Like much of Washington, this northwest neighborhood, bounded east to west by 10th and 16th streets and north to south by W and N streets, was largely undeveloped land until the days of the Civil War. The establishment of Union camps and a hospital during the war engendered new activity, including the creation of Howard University in 1867, built specifically to welcome African American students.
The introduction of streetcars in the latter half of the 19th century led to easier travel to this neighborhood and around town generally. More people made their homes here. Many of the brick and Victorian-style townhouses you see today were built between 1870 and 1900.
African Americans, especially, were drawn to this area, in large part because of the presence of Howard University. Intellectuals, business people, families of different economic means, and musicians all felt at home and black culture flourished. The 1920s, ’30s and ’40s period was the Greater U’s heyday, a time when legends Cab Calloway, Pearl Bailey, Sarah Vaughn, Jelly Roll Morton, and native son Duke Ellington performed in clubs along the central U St. boulevard, which came to be known as Black Broadway.
Events of the 1950s and 1960s, including the passage of legislation ending legal segregation and the riots following the assassination of Dr.
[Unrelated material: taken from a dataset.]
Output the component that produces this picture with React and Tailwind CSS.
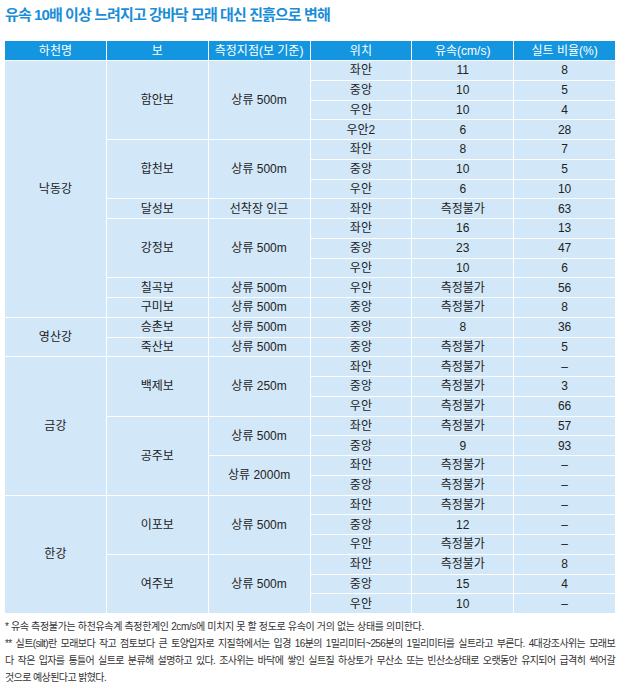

Martin Luther King in 1968, helped bring about the neighborhood’s decline as residents fled to better housing opportunities and safer parts of the city.
Today, the Greater U defines the phrase “urban renewal.” The neighborhood’s past is on view in its architecture and in landmarks like the Lincoln and Howard theaters, where Black Broadway stars once entertained, and in Ben’s Chili Bowl, here since 1958, and the only place to remain open during those August 1968 riots, feeding policemen and residents alike.
But the neighborhood now is a lively multicultural mix, a shopping mecca for homegrown boutique lovers, a dining destination for a range of appetites, and a nightlife haven, where theaters, bars, and live music clubs once again thrive.
Chances are, you’ll find yourself in this neighborhood seeking enjoyment of one or more of the above attractions. For more of a historical perspective, take a self-guided tour, “City within a City: Greater U Heritage Trail,” courtesy of Cultural Tourism DC. You can download a booklet and/or audio tour from Cultural Tourism’s website. Or you can pick up brochures from the Greater U Neighborhood Welcome Center, at 1211 U St. NW, right next door to Ben’s Chili Bowl.
Metro: U St.-African-American Civil War Memorial/Cardozo on the Yellow and Green Lines. Both exits.